On Mon, Jan 9, 2017 at 2:46 PM, 陈诚 <ncu.br...@gmail.com> wrote:

> Yes, I think you are right about the case in my sample code. The code
> doesn't show exactly what I'm concerned about. I just wanna know whether a
> write to a global pointer in 64-bit machine an atomic operation or not.
>
> 在 2017年1月9日星期一 UTC+8上午6:22:12,Caleb Doxsey写道:
>
>> Shouldn't this particular case be ok? From the memory doc:
>> https://golang.org/ref/mem
>>
>> The go statement that starts a new goroutine happens before the
>>> goroutine's execution begins.
>>
>>
>> So the write has to happen before the goroutine starts.
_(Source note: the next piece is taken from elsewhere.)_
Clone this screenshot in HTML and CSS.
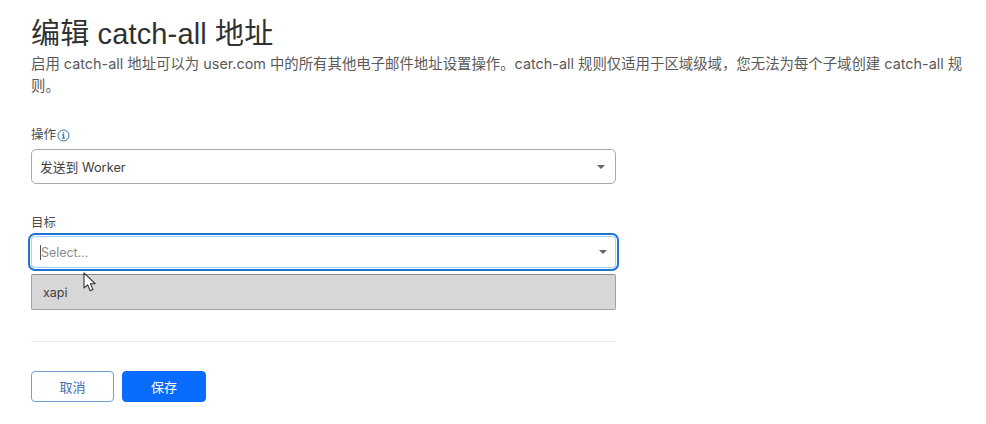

At least that's
>> what the example indicates:
>>
>>
>>> For example, in this program:
>>
>>
>>
>> var a string
>>
>> func f() {
>>
>> print(a)
>>
>> }
>>
>> func hello() {
>>
>> a = "hello, world"
>>
>> go f()
>>
>> }
>>
>>
>>
>>> calling hello will print "hello, world" at some point in the future
>>> (perhaps after hello has returned).
>>
>>
>> On Sunday, January 8, 2017 at 1:17:56 PM UTC-5, 陈诚 wrote:
>>
>>> Is the size of a pointer value 32 bits or 64 bits in golang when build
>>> with `GOARCH=amd64` option specified and running on 64-bit OS?
>>> If it's 64-bit size, is a global pointer value 8-byte aligned in memory
>>> so that a read or write operation of that pointer value is carried out
>>> atomically?
>>> For example, in the following code, is it possible that the global
>>> pointer p is only partially updated when the read goroutine read the
>>> pointer?
>>> var p *int
>>>
>>> void main() {
>>>     i := 1
>>>     p = &i
>>>     go func() { fmt.Println(*p) } ()
>>> }
>>>
>>> The scenario I'm concerning is that there is only one write but multiple
>>> reads on a global pointer value, and reading of an old value of the pointer
>>> is not important. Thanks in advance!